> **WORK REQUIRED**
Include in the output exactly the lines from the opening of the data through the line containing "const items = ['忘记密码', '冻结帐号', '解冻帐号', '注册辅助验证', '解封/申诉辅助验证'];", and nothing more.

********************

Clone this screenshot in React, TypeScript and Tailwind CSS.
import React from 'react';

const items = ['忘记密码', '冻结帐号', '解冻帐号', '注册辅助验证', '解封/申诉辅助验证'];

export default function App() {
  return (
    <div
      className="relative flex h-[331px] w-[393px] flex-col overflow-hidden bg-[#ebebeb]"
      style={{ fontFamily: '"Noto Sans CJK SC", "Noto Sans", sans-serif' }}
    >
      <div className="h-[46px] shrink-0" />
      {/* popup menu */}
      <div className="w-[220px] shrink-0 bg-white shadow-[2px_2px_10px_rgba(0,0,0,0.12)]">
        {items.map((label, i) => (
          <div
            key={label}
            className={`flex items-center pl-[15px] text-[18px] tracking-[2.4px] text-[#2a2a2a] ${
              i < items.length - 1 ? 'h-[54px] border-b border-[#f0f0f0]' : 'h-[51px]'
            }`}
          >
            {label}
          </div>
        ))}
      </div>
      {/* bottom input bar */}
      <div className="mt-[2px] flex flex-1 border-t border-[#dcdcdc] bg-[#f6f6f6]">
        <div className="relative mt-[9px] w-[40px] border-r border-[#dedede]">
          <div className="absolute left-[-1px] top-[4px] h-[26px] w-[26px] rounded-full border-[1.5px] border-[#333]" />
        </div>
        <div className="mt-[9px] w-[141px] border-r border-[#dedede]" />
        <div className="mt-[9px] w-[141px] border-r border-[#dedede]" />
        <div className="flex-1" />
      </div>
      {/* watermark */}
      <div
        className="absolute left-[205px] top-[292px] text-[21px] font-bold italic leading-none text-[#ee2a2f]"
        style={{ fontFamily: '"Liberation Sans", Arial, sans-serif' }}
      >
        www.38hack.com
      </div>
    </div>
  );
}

********************

> **RESULT**
Clone this screenshot in React, TypeScript and Tailwind CSS.
import React from 'react';

const items = ['忘记密码', '冻结帐号', '解冻帐号', '注册辅助验证', '解封/申诉辅助验证'];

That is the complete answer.